Last time, we looked at how the fees for the different auction houses will affect trading in Diablo 3. Today, I’d like to look at it from Blizzard’s perspective and understand how the company selected the fee structure, what it will be paying attention to, and how it might treat the auction house in the long-term.
If there’s one thing Blizzard learned from Diablo II, it’s that there is a huge demand for functional in-game economies. Where Blizzard did not provide, players and companies emerged and established methods for trading and valuation. Both Diablo II and World of Warcraft have shown that there is a huge demand to use real money to purchase things, like characters, items, and gold. Blizzard took a staunch “no-RMT” policy for World of Warcraft, as expressed in the game’s Terms of Service, and does not hold back in banning accounts used to sell items or gold.

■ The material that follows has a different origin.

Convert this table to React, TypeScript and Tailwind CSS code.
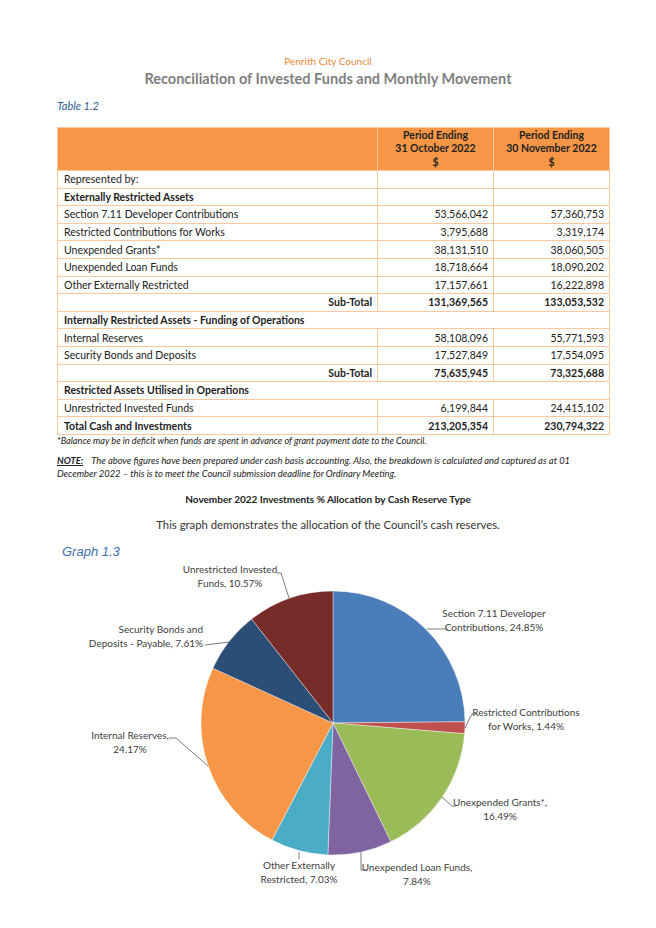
import React from "react";

const FONT = { fontFamily: "Lato, 'Open Sans', 'Liberation Sans', sans-serif" };

type Row =
  | { kind: "plain"; label: string; a?: string; b?: string; bold?: boolean }
  | { kind: "span"; label: string }
  | { kind: "sub"; a: string; b: string };

const rows: Row[] = [
  { kind: "plain", label: "Represented by:" },
  { kind: "plain", label: "Externally Restricted Assets", bold: true },
  { kind: "plain", label: "Section 7.11 Developer Contributions", a: "53,566,042", b: "57,360,753" },
  { kind: "plain", label: "Restricted Contributions for Works", a: "3,795,688", b: "3,319,174" },
  { kind: "plain", label: "Unexpended Grants*", a: "38,131,510", b: "38,060,505" },
  { kind: "plain", label: "Unexpended Loan Funds", a: "18,718,664", b: "18,090,202" },
  { kind: "plain", label: "Other Externally Restricted", a: "17,157,661", b: "16,222,898" },
  { kind: "sub", a: "131,369,565", b: "133,053,532" },
  { kind: "span", label: "Internally Restricted Assets - Funding of Operations" },
  { kind: "plain", label: "Internal Reserves", a: "58,108,096", b: "55,771,593" },
  { kind: "plain", label: "Security Bonds and Deposits", a: "17,527,849", b: "17,554,095" },
  { kind: "sub", a: "75,635,945", b: "73,325,688" },
  { kind: "span", label: "Restricted Assets Utilised in Operations" },
  { kind: "plain", label: "Unrestricted Invested Funds", a: "6,199,844", b: "24,415,102" },
  { kind: "plain", label: "Total Cash and Investments", a: "213,205,354", b: "230,794,322", bold: true },
];

const slices = [
  { v: 24.85, c: "#4a7ebb" },
  { v: 1.44, c: "#c0504d" },
  { v: 16.49, c: "#9bbb59" },
  { v: 7.84, c: "#8064a2" },
  { v: 7.03, c: "#4bacc6" },
  { v: 24.17, c: "#f79646" },
  { v: 7.61, c: "#2c4d75" },
  { v: 10.57, c: "#772c2a" },
];

const CX = 333;
const CY = 182;
const R = 132;

function pt(pct: number) {
  const a = (pct / 100) * Math.PI * 2;
  return [CX + R * Math.sin(a), CY - R * Math.cos(a)];
}

function Pie() {
  let acc = 0;
  const paths = slices.map((s, i) => {
    const [x1, y1] = pt(acc);
    const [x2, y2] = pt(acc + s.v);
    const large = s.v > 50 ? 1 : 0;
    acc += s.v;
    return (
      <path
        key={i}
        d={`M${CX},${CY} L${x1.toFixed(2)},${y1.toFixed(2)} A${R},${R} 0 ${large} 1 ${x2.toFixed(2)},${y2.toFixed(2)} Z`}
        fill={s.c}
        stroke="#ffffff"
        strokeWidth={0.4}
      />
    );
  });
  return (
    <svg className="absolute left-0 top-0" width={656} height={360} viewBox="0 0 656 360">
      {paths}
      <g fill="none" stroke="#595959" strokeWidth={0.8}>
        <polyline points="277,32 281,32 289,57" />
        <polyline points="205,104 229,101" />
        <polyline points="448,88 427,88" />
        <polyline points="465,187 472,173 477,173" />
        <polyline points="442,256 452,265 456,265" />
        <polyline points="361,311 361,329 367,329" />
        <polyline points="299,311 299,318" />
        <polyline points="208,225 176,197 169,197" />
      </g>
    </svg>
  );
}

function Label({ left, top, align, lines }: { left: number; top: number; align: "center" | "right" | "left"; lines: string[] }) {
  const cls = align === "center" ? "text-center" : align === "right" ? "text-right" : "text-left";
  return (
    <div
      className={`absolute w-[130px] text-[10px] leading-[14px] text-[#404040] ${cls}`}
      style={{ left, top }}
    >
      {lines.map((l, i) => (
        <div key={i} className="whitespace-nowrap">{l}</div>
      ))}
    </div>
  );
}

export default function App() {
  const cellB = "border border-[#fac8a0]";
  return (
    <div className="w-[656px] h-[928px] bg-white relative overflow-hidden text-[#222222]" style={FONT}>
      <div className="pt-[55px] text-center">
        <div className="text-[10px] leading-[13px] text-[#e8883a]">Penrith City Council</div>
        <div className="text-[14.5px] leading-[18px] font-bold text-[#7f7f7f] mt-[2px]">
          Reconciliation of Invested Funds and Monthly Movement
        </div>
      </div>
      <div className="ml-[57px] mt-[11px] text-[11px] leading-[14px] italic text-[#2e5c8a]">Table 1.2</div>

      <table className="ml-[57px] mt-[14px] w-[552px] border-collapse text-[10.5px]" style={{ tableLayout: "fixed" }}>
        <colgroup>
          <col style={{ width: 320 }} />
          <col style={{ width: 116 }} />
          <col style={{ width: 116 }} />
        </colgroup>
        <thead>
          <tr className="bg-[#f79646] h-[43px]">
            <th className={cellB}></th>
            <th className={`${cellB} font-bold text-center leading-[13.5px] text-[#222222]`}>
              Period Ending
              <br />
              31 October 2022
              <br />$
            </th>
            <th className={`${cellB} font-bold text-center leading-[13.5px] text-[#222222]`}>
              Period Ending
              <br />
              30 November 2022
              <br />$
            </th>
          </tr>
        </thead>
        <tbody>
          {rows.map((r, i) => {
            if (r.kind === "span") {
              return (
                <tr key={i} className="h-[17.6px]">
                  <td colSpan={3} className={`${cellB} px-[6px] font-bold leading-[16px]`}>{r.label}</td>
                </tr>
              );
            }
            if (r.kind === "sub") {
              return (
                <tr key={i} className="h-[17.6px] font-bold">
                  <td className={`${cellB} px-[5px] text-right leading-[16px]`}>Sub-Total</td>
                  <td className={`${cellB} px-[5px] text-right leading-[16px]`}>{r.a}</td>
                  <td className={`${cellB} px-[5px] text-right leading-[16px]`}>{r.b}</td>
                </tr>
              );
            }
            return (
              <tr key={i} className={`h-[17.6px] ${r.bold ? "font-bold" : ""}`}>
                <td className={`${cellB} px-[6px] leading-[16px]`}>{r.label}</td>
                <td className={`${cellB} px-[5px] text-right leading-[16px]`}>{r.a ?? ""}</td>
                <td className={`${cellB} px-[5px] text-right leading-[16px]`}>{r.b ?? ""}</td>
              </tr>
            );
          })}
        </tbody>
      </table>

      <div className="ml-[57px] mt-[0px] text-[9.2px] leading-[12px] italic">
        *Balance may be in deficit when funds are spent in advance of grant payment date to the Council.
      </div>
      <div className="ml-[57px] w-[515px] mt-[7px] text-[9.4px] leading-[13px] italic">
        <span className="font-bold underline mr-[8px]">NOTE:</span>
        <span>
          The above figures have been prepared under cash basis accounting. Also, the breakdown is calculated and captured as at 01 December 2022 – this is to meet the Council submission deadline for Ordinary Meeting.
        </span>
      </div>
      <div className="mt-[13px] text-center text-[10px] leading-[13px] font-bold">
        November 2022 Investments % Allocation by Cash Reserve Type
      </div>
      <div className="mt-[11px] text-center text-[11.3px] leading-[15px] text-[#333333]">
        This graph demonstrates the allocation of the Council’s cash reserves.
      </div>

      <div className="relative mt-[9px] w-[656px] h-[360px]">
        <div
          className="absolute left-[62px] top-[1px] text-[13px] italic text-[#3d6ea8]"
          style={{ fontFamily: "'Liberation Sans', Arial, sans-serif" }}
        >
          Graph 1.3
        </div>
        <Pie />
        <Label left={165} top={21} align="center" lines={["Unrestricted Invested", "Funds, 10.57%"]} />
        <Label left={73} top={81} align="right" lines={["Security Bonds and", "Deposits - Payable, 7.61%"]} />
        <Label left={429} top={65} align="center" lines={["Section 7.11 Developer", "Contributions, 24.85%"]} />
        <Label left={461} top={164} align="center" lines={["Restricted Contributions", "for Works, 1.44%"]} />
        <Label left={435} top={254} align="center" lines={["Unexpended Grants*,", "16.49%"]} />
        <Label left={352} top={319} align="center" lines={["Unexpended Loan Funds,", "7.84%"]} />
        <Label left={234} top={317} align="center" lines={["Other Externally", "Restricted, 7.03%"]} />
        <Label left={65} top={187} align="center" lines={["Internal Reserves,", "24.17%"]} />
      </div>
    </div>
  );
}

If you haven’t seen it yet, it really shines a light on how serious Blizzard is about preventing RMT in WoW:
Blizzard has acknowledged that WoW gold purchased from third parties is “most commonly” obtained through compromised accounts. Blizzard has also acknowledged that third-party sites in Diablo II were often the source of credit card fraud and often did not provide a high level of service. It also promoted spam, bots, and hacking. It makes sense for the company to offer this service to players directly and built into the client: it provides a better experience and Blizzard can skim a bit of cash as well.